HH: Yeah. Because where we lived on Hawthorne Boulevard is now a major highway that cuts across all the cities or thoroughfare, Hawthorne. It's just all commercial buildings all along Hawthorne, lot of tract home, beautiful homes. Even where we farmed, very upper middle class, foothills of Palos Verdes, it's just a very, very nice area. And that's where I live right now, and I love it. The facilities are great, the recreation, what they offer to the citizens, lots of wonderful things, classes and a lot of good things for the kids as well.

VY: Yeah, the area's really transformed. How do you think that affected people at the time, for instance, maybe the farm owners? Do you think they did okay then? Do you think people were ready to kind of transition out of farming?
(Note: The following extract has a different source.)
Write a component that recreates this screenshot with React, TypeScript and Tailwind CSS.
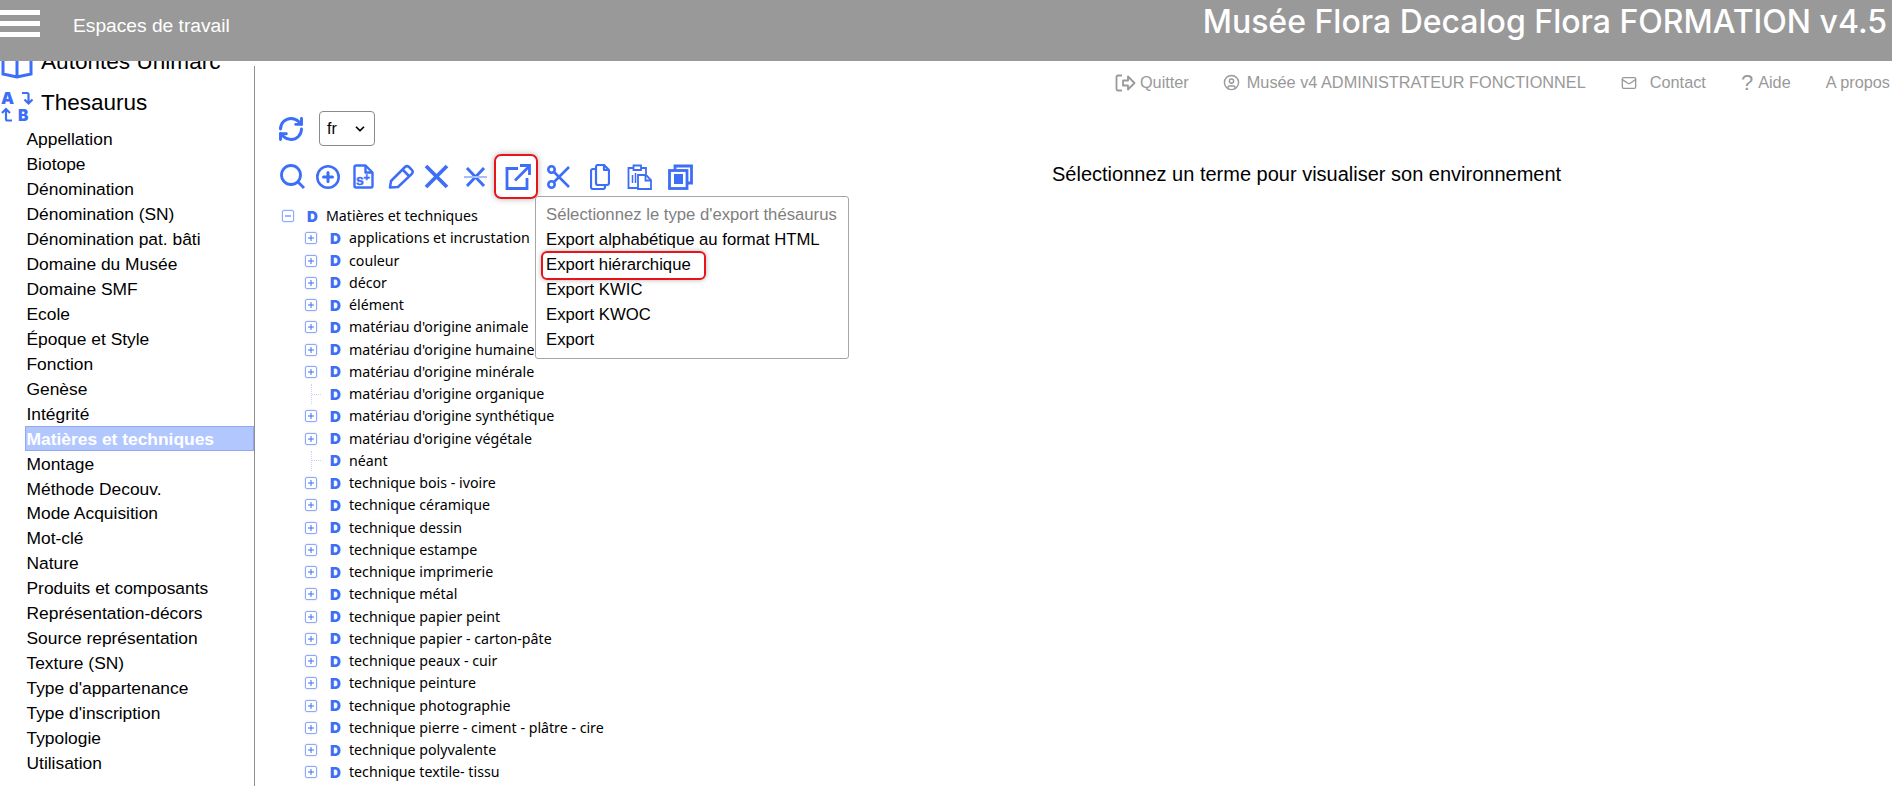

HH: Well, the people that lived, there were a lot of big farmers, and they continued farming. They bought lots of acreage in Ventura and Camarillo. And yeah, a lot of them...

VY: Kept going.

HH: ...have continued and a lot of them have gotten out of it and have a very successful life now.

VY: Okay, so you think the smaller farmers maybe sold their farms, and the bigger farmers maybe bought some of the smaller farms?

HH: No, they bought new farms.

VY: New farms.

HH: And then the smaller ones sold to developers, because it's all commercial and tract homes now. Torrance has no farmland now.